**What needs to be done:** For the listing below, give the count of lines containing the string "that" and nothing else.

**Source material:**
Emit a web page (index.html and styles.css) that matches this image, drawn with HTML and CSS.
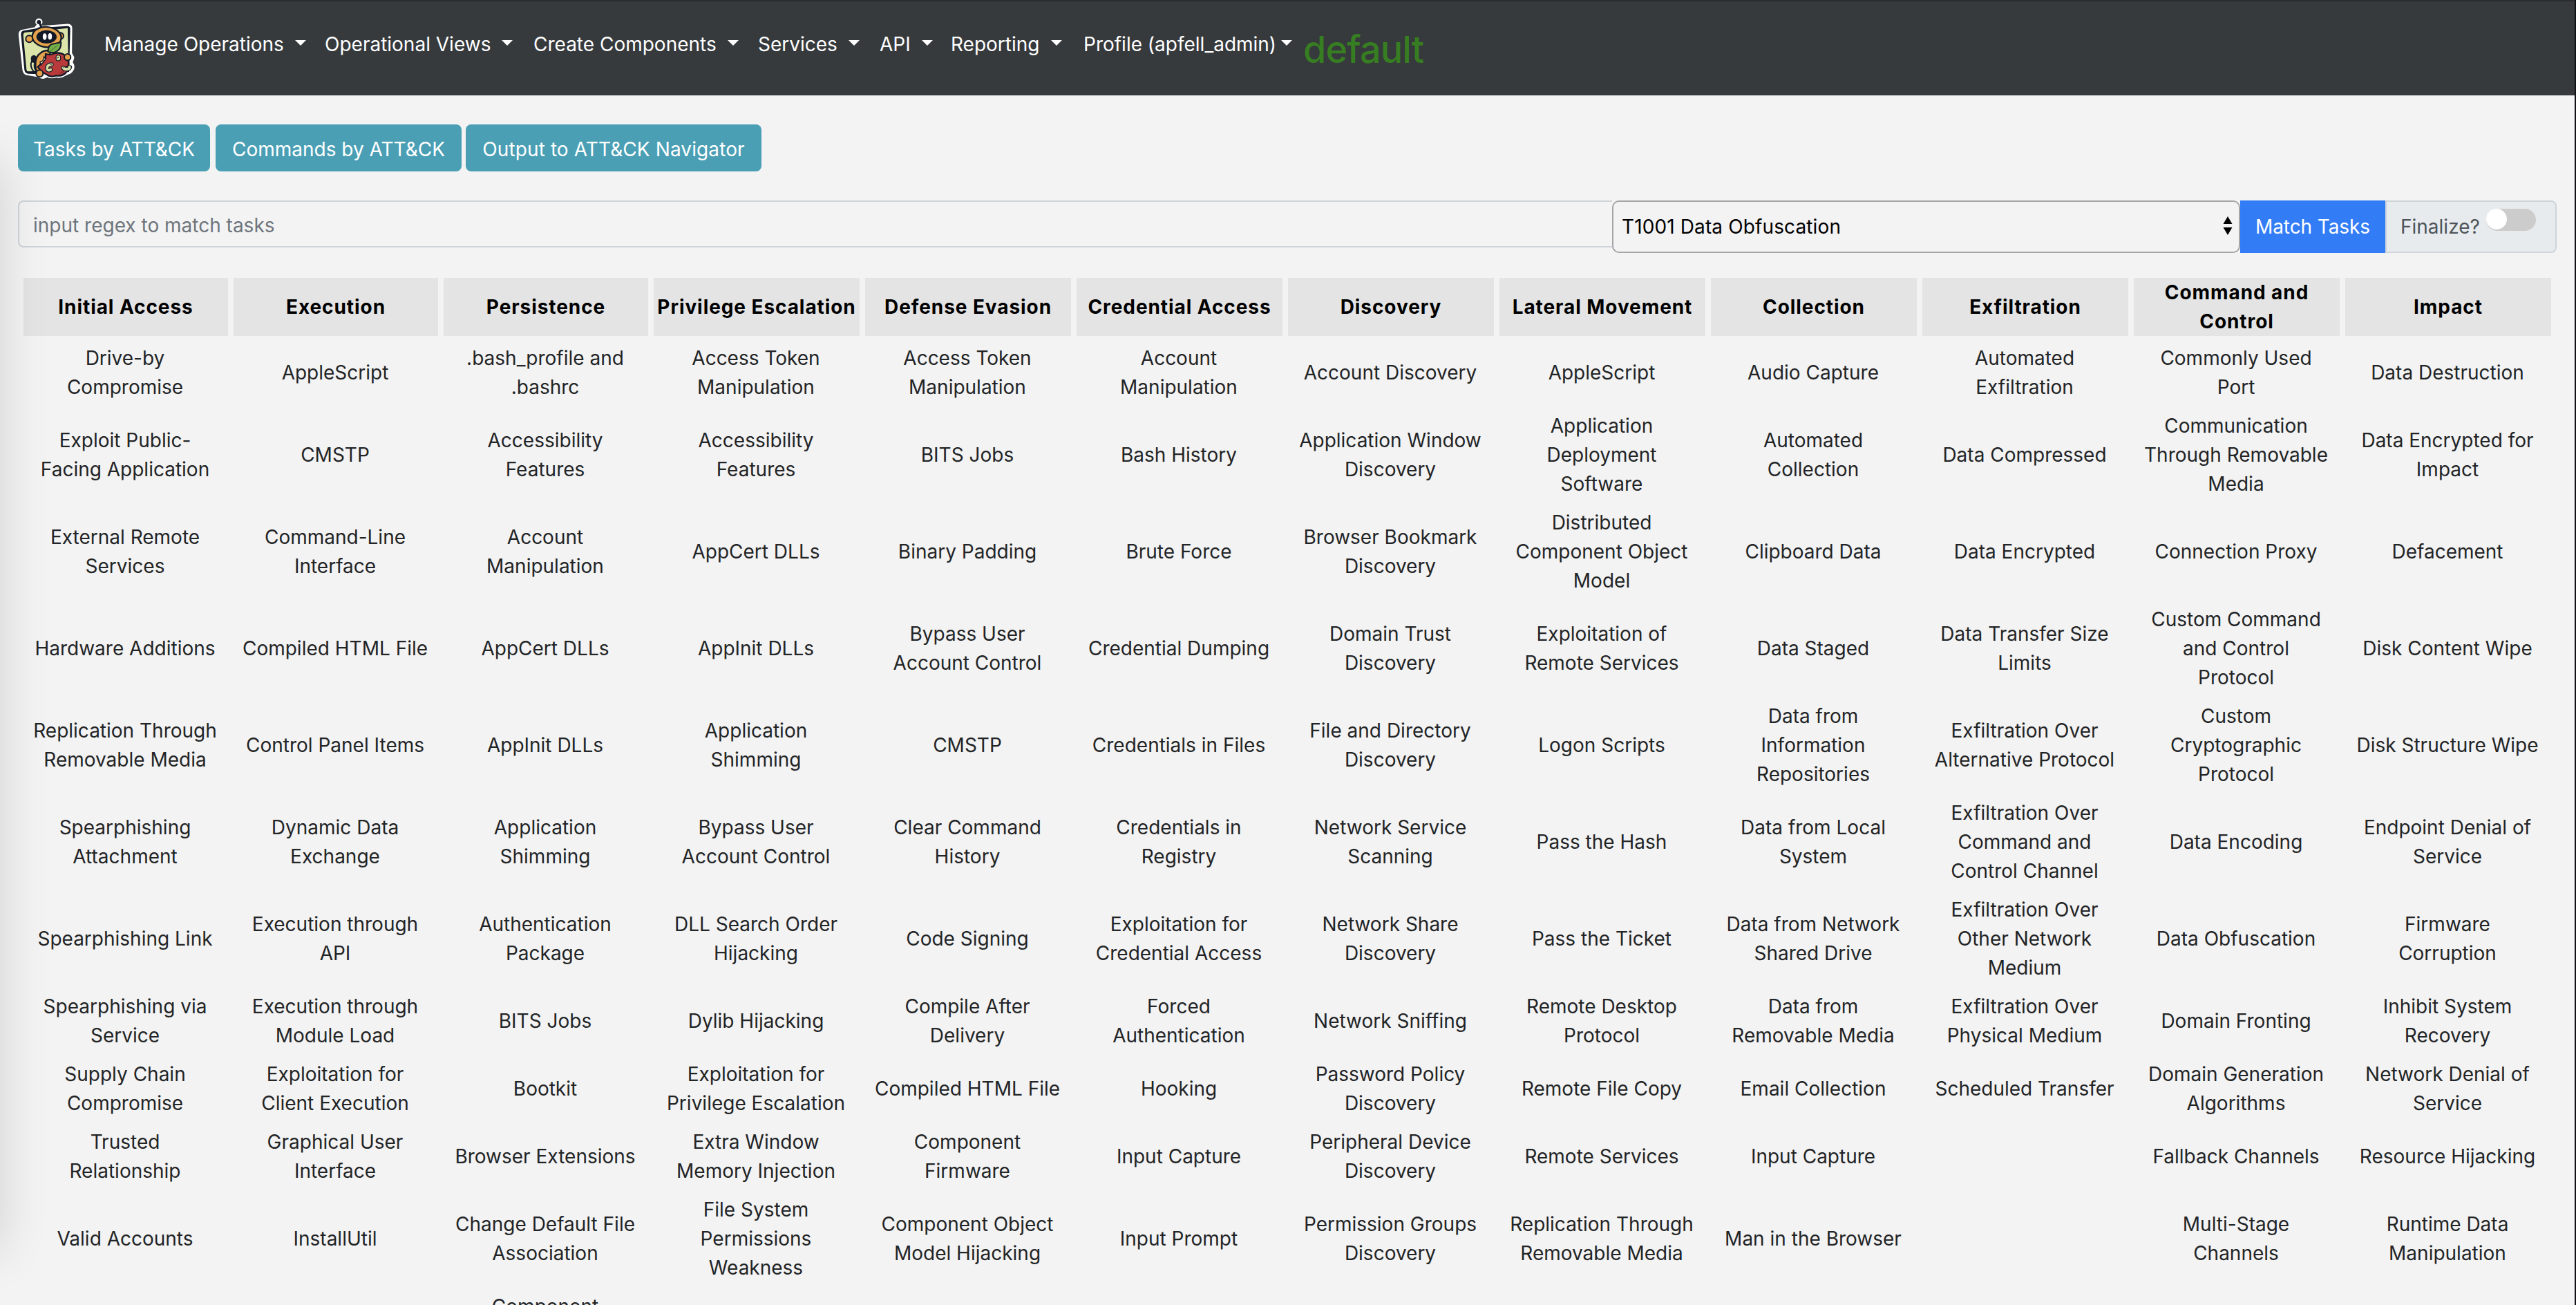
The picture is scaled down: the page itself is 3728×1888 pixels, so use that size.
FILE: index.html
```
<!DOCTYPE html>
<html lang="en">
<head>
<meta charset="utf-8">
<title>ATT&amp;CK Matrix</title>
<link rel="stylesheet" href="styles.css">
</head>
<body>
<nav class="navbar">
  <svg class="logo" viewBox="0 0 288 306" aria-hidden="true">
    <!-- white sticker outline -->
    <g stroke="#fff" stroke-width="13" stroke-linejoin="round" fill="#fff">
      <path d="M34 76 L94 64 L110 44 L120 58 L236 50 Q247 52 247 62 L246 172 L256 190 L249 212 Q263 230 252 244 Q246 254 236 256 L224 262 Q204 276 184 270 Q162 278 146 268 Q126 282 106 268 L58 260 Q46 257 44 244 L27 92 Q26 80 34 76 Z"/>
      <circle cx="109" cy="35" r="9"/>
    </g>
    <path d="M44 73 Q30 75 31 90 L46 244 Q48 258 62 260 L110 262 L240 252 L245 64 Q244 52 230 53 L118 60 Z" fill="#141a28"/>
    <path d="M48 81 L234 62 L236 180 L225 245 L63 250 Q56 250 55 242 L41 92 Q41 83 48 81 Z" fill="#dbe5aa"/>
    <!-- antenna -->
    <circle cx="109" cy="36" r="9" fill="#141a28"/>
    <path d="M111 40 L122 62" stroke="#141a28" stroke-width="9"/>
    <!-- body and arm -->
    <path d="M100 262 L94 226 Q92 184 116 170 Q132 156 158 160 L150 240 Z" fill="#e5a24c" stroke="#141a28" stroke-width="7"/>
    <ellipse cx="87" cy="196" rx="13" ry="17" fill="#141a28"/>
    <path d="M79 202 Q66 228 88 252 L102 260 M92 208 Q84 232 97 248" fill="none" stroke="#141a28" stroke-width="6"/>
    <!-- head -->
    <circle cx="202" cy="96" r="14" fill="#d8913f" stroke="#141a28" stroke-width="6"/>
    <ellipse cx="143" cy="101" rx="63" ry="44" fill="#e5a24c" stroke="#141a28" stroke-width="7" transform="rotate(5 143 101)"/>
    <circle cx="67" cy="109" r="15" fill="#e5a24c" stroke="#141a28" stroke-width="6"/>
    <ellipse cx="142" cy="100" rx="44" ry="29" fill="#111827"/>
    <ellipse cx="134" cy="99" rx="8.500" ry="14" fill="#fff"/>
    <ellipse cx="157" cy="98" rx="8.500" ry="14" fill="#fff"/>
    <!-- apple -->
    <path d="M138 174 Q156 180 170 174 Q192 164 216 176 Q238 190 238 216 Q238 244 224 258 Q206 272 184 268 Q160 278 144 264 L120 252 L104 230 L115 220 L126 221 L130 207 L142 203 L138 190 Z" fill="#b93a3a" stroke="#141a28" stroke-width="7" stroke-linejoin="round"/>
    <path d="M148 176 L150 206 L138 212 L134 224 L118 226 L138 200 Z" fill="#b93a3a"/>
    <path d="M131 186 L138 196 L126 212 L116 220 L114 208 L126 204 Z" fill="#eed5ac" stroke="#141a28" stroke-width="4"/>
    <path d="M192 262 Q236 254 234 216 L224 240 Z" fill="#8f2d30"/>
    <!-- leaf -->
    <path d="M148 164 Q148 132 174 130 L205 124 Q206 152 188 162 Q172 174 148 164 Z" fill="#75ad48" stroke="#141a28" stroke-width="6" stroke-linejoin="round"/>
    <path d="M148 170 Q168 154 188 138" fill="none" stroke="#3e7035" stroke-width="3"/>
    <!-- worms -->
    <g fill="none" stroke-linecap="round">
      <path d="M164 220 Q142 222 145 238 Q148 250 160 242" stroke="#141a28" stroke-width="18"/>
      <path d="M164 220 Q142 222 145 238 Q148 250 160 242" stroke="#d5dfa4" stroke-width="11"/>
      <path d="M214 235 Q224 242 232 236 Q240 242 243 232" stroke="#141a28" stroke-width="19"/>
      <path d="M214 235 Q224 242 232 240 Q243 238 242 230" stroke="#d5dfa4" stroke-width="12"/>
      <path d="M193 189 L193 194" stroke="#141a28" stroke-width="23"/>
      <path d="M193 189 L193 194" stroke="#d5dfa4" stroke-width="16"/>
      <path d="M188 192 L194 189 M160 220 L164 222 M213 235 L216 232" stroke="#141a28" stroke-width="3"/>
    </g>
    <!-- hands -->
    <circle cx="233" cy="188" r="14" fill="#e5a24c" stroke="#141a28" stroke-width="6"/>
    <circle cx="112" cy="259" r="15" fill="#e5a24c" stroke="#141a28" stroke-width="6"/>
  </svg>
  <ul class="menu">
    <li class="item operations">Manage Operations<i class="caret"></i></li>
    <li class="item views">Operational Views<i class="caret"></i></li>
    <li class="item components">Create Components<i class="caret"></i></li>
    <li class="item services">Services<i class="caret"></i></li>
    <li class="item api">API<i class="caret"></i></li>
    <li class="item reporting">Reporting<i class="caret"></i></li>
    <li class="item profile">Profile (apfell_admin)<i class="caret"></i></li>
  </ul>
  <span class="operation">default</span>
</nav>
<main class="content">
  <div class="actions">
    <button class="btn tasks">Tasks by ATT&amp;CK</button>
    <button class="btn commands">Commands by ATT&amp;CK</button>
    <button class="btn output">Output to ATT&amp;CK Navigator</button>
  </div>
  <div class="filter">
    <div class="regex">input regex to match tasks</div>
    <div class="technique"><span>T1001 Data Obfuscation</span>
      <svg class="updown" viewBox="0 0 14 27" aria-hidden="true"><path d="M7 0 L13.500 11 H.5 Z M.5 16 H13.500 L7 27 Z"/></svg>
    </div>
    <div class="match">Match Tasks</div>
    <div class="finalize"><span>Finalize?</span><span class="toggle"><span class="knob"></span></span></div>
  </div>
  <table class="matrix">
    <colgroup><col class="narrow" span="3"><col class="wide" span="9"></colgroup>
    <thead>
    <tr><th>Initial Access</th><th>Execution</th><th>Persistence</th><th>Privilege Escalation</th><th>Defense Evasion</th><th>Credential Access</th><th>Discovery</th><th>Lateral Movement</th><th>Collection</th><th>Exfiltration</th><th>Command and<br>Control</th><th>Impact</th></tr>
    </thead>
    <tbody>
    <tr><td>Drive-by<br>Compromise</td><td>AppleScript</td><td>.bash_profile and<br>.bashrc</td><td>Access Token<br>Manipulation</td><td>Access Token<br>Manipulation</td><td>Account<br>Manipulation</td><td>Account Discovery</td><td>AppleScript</td><td>Audio Capture</td><td>Automated<br>Exfiltration</td><td>Commonly Used<br>Port</td><td>Data Destruction</td></tr>
    <tr><td>Exploit Public-<br>Facing Application</td><td>CMSTP</td><td>Accessibility<br>Features</td><td>Accessibility<br>Features</td><td>BITS Jobs</td><td>Bash History</td><td>Application Window<br>Discovery</td><td>Application<br>Deployment<br>Software</td><td>Automated<br>Collection</td><td>Data Compressed</td><td>Communication<br>Through Removable<br>Media</td><td>Data Encrypted for<br>Impact</td></tr>
    <tr><td>External Remote<br>Services</td><td>Command-Line<br>Interface</td><td>Account<br>Manipulation</td><td>AppCert DLLs</td><td>Binary Padding</td><td>Brute Force</td><td>Browser Bookmark<br>Discovery</td><td>Distributed<br>Component Object<br>Model</td><td>Clipboard Data</td><td>Data Encrypted</td><td>Connection Proxy</td><td>Defacement</td></tr>
    <tr><td>Hardware Additions</td><td>Compiled HTML File</td><td>AppCert DLLs</td><td>AppInit DLLs</td><td>Bypass User<br>Account Control</td><td>Credential Dumping</td><td>Domain Trust<br>Discovery</td><td>Exploitation of<br>Remote Services</td><td>Data Staged</td><td>Data Transfer Size<br>Limits</td><td>Custom Command<br>and Control<br>Protocol</td><td>Disk Content Wipe</td></tr>
    <tr><td>Replication Through<br>Removable Media</td><td>Control Panel Items</td><td>AppInit DLLs</td><td>Application<br>Shimming</td><td>CMSTP</td><td>Credentials in Files</td><td>File and Directory<br>Discovery</td><td>Logon Scripts</td><td>Data from<br>Information<br>Repositories</td><td>Exfiltration Over<br>Alternative Protocol</td><td>Custom<br>Cryptographic<br>Protocol</td><td>Disk Structure Wipe</td></tr>
    <tr><td>Spearphishing<br>Attachment</td><td>Dynamic Data<br>Exchange</td><td>Application<br>Shimming</td><td>Bypass User<br>Account Control</td><td>Clear Command<br>History</td><td>Credentials in<br>Registry</td><td>Network Service<br>Scanning</td><td>Pass the Hash</td><td>Data from Local<br>System</td><td>Exfiltration Over<br>Command and<br>Control Channel</td><td>Data Encoding</td><td>Endpoint Denial of<br>Service</td></tr>
    <tr><td>Spearphishing Link</td><td>Execution through<br>API</td><td>Authentication<br>Package</td><td>DLL Search Order<br>Hijacking</td><td>Code Signing</td><td>Exploitation for<br>Credential Access</td><td>Network Share<br>Discovery</td><td>Pass the Ticket</td><td>Data from Network<br>Shared Drive</td><td>Exfiltration Over<br>Other Network<br>Medium</td><td>Data Obfuscation</td><td>Firmware<br>Corruption</td></tr>
    <tr><td>Spearphishing via<br>Service</td><td>Execution through<br>Module Load</td><td>BITS Jobs</td><td>Dylib Hijacking</td><td>Compile After<br>Delivery</td><td>Forced<br>Authentication</td><td>Network Sniffing</td><td>Remote Desktop<br>Protocol</td><td>Data from<br>Removable Media</td><td>Exfiltration Over<br>Physical Medium</td><td>Domain Fronting</td><td>Inhibit System<br>Recovery</td></tr>
    <tr><td>Supply Chain<br>Compromise</td><td>Exploitation for<br>Client Execution</td><td>Bootkit</td><td>Exploitation for<br>Privilege Escalation</td><td>Compiled HTML File</td><td>Hooking</td><td>Password Policy<br>Discovery</td><td>Remote File Copy</td><td>Email Collection</td><td>Scheduled Transfer</td><td>Domain Generation<br>Algorithms</td><td>Network Denial of<br>Service</td></tr>
    <tr><td>Trusted<br>Relationship</td><td>Graphical User<br>Interface</td><td>Browser Extensions</td><td>Extra Window<br>Memory Injection</td><td>Component<br>Firmware</td><td>Input Capture</td><td>Peripheral Device<br>Discovery</td><td>Remote Services</td><td>Input Capture</td><td></td><td>Fallback Channels</td><td>Resource Hijacking</td></tr>
    <tr><td>Valid Accounts</td><td>InstallUtil</td><td>Change Default File<br>Association</td><td>File System<br>Permissions<br>Weakness</td><td>Component Object<br>Model Hijacking</td><td>Input Prompt</td><td>Permission Groups<br>Discovery</td><td>Replication Through<br>Removable Media</td><td>Man in the Browser</td><td></td><td>Multi-Stage<br>Channels</td><td>Runtime Data<br>Manipulation</td></tr>
    <tr><td></td><td></td><td>Component</td><td></td><td></td><td></td><td></td><td></td><td></td><td></td><td></td><td></td></tr>
    </tbody>
  </table>
</main>
<div class="drawer"></div>
<div class="edge"></div>
</body>
</html>
```
FILE: styles.css
```
* { box-sizing: border-box; }
html, body { height: 100%; overflow: hidden; }
body {
  margin: 0;
  background: #f3f3f3;
  color: #222426;
  font: 400 28px/42px Inter, "Noto Sans", sans-serif;
}
.navbar {
  display: flex;
  align-items: flex-start;
  height: 138px;
  padding: 18px 0 0 20px;
  background: #363a3d;
  border-top: 2px solid #292b2c;
}
.logo { flex: none; width: 96px; height: 102px; }
.menu {
  display: flex;
  margin: 0;
  padding: 23px 0 0 35px;
  list-style: none;
  color: #fff;
  white-space: nowrap;
}
.item { display: flex; align-items: flex-start; flex: none; }
.item .caret { margin-left: 16px; }
.caret {
  margin-top: 15px;
  border: 8px solid transparent;
  border-top-color: #fff;
  border-bottom: 0;
}
.operations { width: 319px; }
.views { width: 302px; }
.components { width: 325px; }
.services { width: 176px; }
.api { width: 103px; }
.reporting { width: 192px; }
.profile { width: 318px; }
.profile .caret { margin-left: 7px; }
.operation {
  padding-top: 19px;
  color: #377e22;
  font-size: 54px;
  font-weight: 450;
  line-height: 66px;
  letter-spacing: -.9px;
}
.content { padding: 42px 28px 0 26px; }
.actions { display: flex; gap: 6px; }
.btn {
  height: 68px;
  padding: 15px 0 11px;
  border: 0;
  border-radius: 8px;
  background: #4a9fb5;
  color: #fff;
  font: inherit;
  white-space: nowrap;
}
.tasks { width: 278px; }
.commands { width: 356px; margin-left: 2px; }
.output { width: 428px; letter-spacing: .1px; }
.filter { display: flex; align-items: flex-start; height: 76px; margin-top: 42px; white-space: nowrap; }
.regex {
  width: 2307px;
  height: 68px;
  padding: 13px 20px;
  border: 2px solid #ced4d9;
  border-right: 0;
  border-radius: 8px 0 0 8px;
  color: #6e757c;
}
.technique {
  display: flex;
  justify-content: space-between;
  width: 909px;
  height: 76px;
  padding: 15px 9px 0 12px;
  border: 2px solid #a6a6a6;
  border-radius: 10px;
  color: #000;
  letter-spacing: .12px;
}
.updown { width: 14px; height: 27px; margin-top: 6px; }
.match { width: 210px; height: 76px; padding-top: 17px; background: #327cf6; color: #fff; text-align: center; letter-spacing: -.1px; }
.finalize {
  display: flex;
  justify-content: space-between;
  flex: 1;
  height: 76px;
  padding: 15px 28px 0 20px;
  border: 2px solid #ced4d9;
  border-radius: 0 8px 8px 0;
  background: #e8ebee;
  color: #4d5358;
}
.toggle { width: 72px; height: 32px; margin-top: -5px; border-radius: 16px; background: #ccc; }
.knob { display: block; width: 30px; height: 30px; border-radius: 50%; background: #fff; }
.matrix {
  table-layout: fixed;
  width: 3674px;
  margin-top: 28px;
  border-spacing: 8px;
  border-collapse: separate;
  text-align: center;
  white-space: nowrap;
}
.narrow { width: 296px; }
.wide { width: 298px; }
.matrix th { padding: 0; background: #e4e4e4; color: #000; font-weight: 700; letter-spacing: .92px; }
.matrix td { padding: 3px 2px 3px 0; }
/* collapsed side drawer: only its shadow reaches the page */
.drawer {
  position: fixed;
  top: 235px;
  left: -500px;
  width: 500px;
  height: 1575px;
  box-shadow: 0 0 68px rgba(0, 0, 0, .14);
  pointer-events: none;
}
.edge { position: fixed; top: 0; right: 0; bottom: 0; width: 2px; background: #101215; }
```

**Response to this task:** 2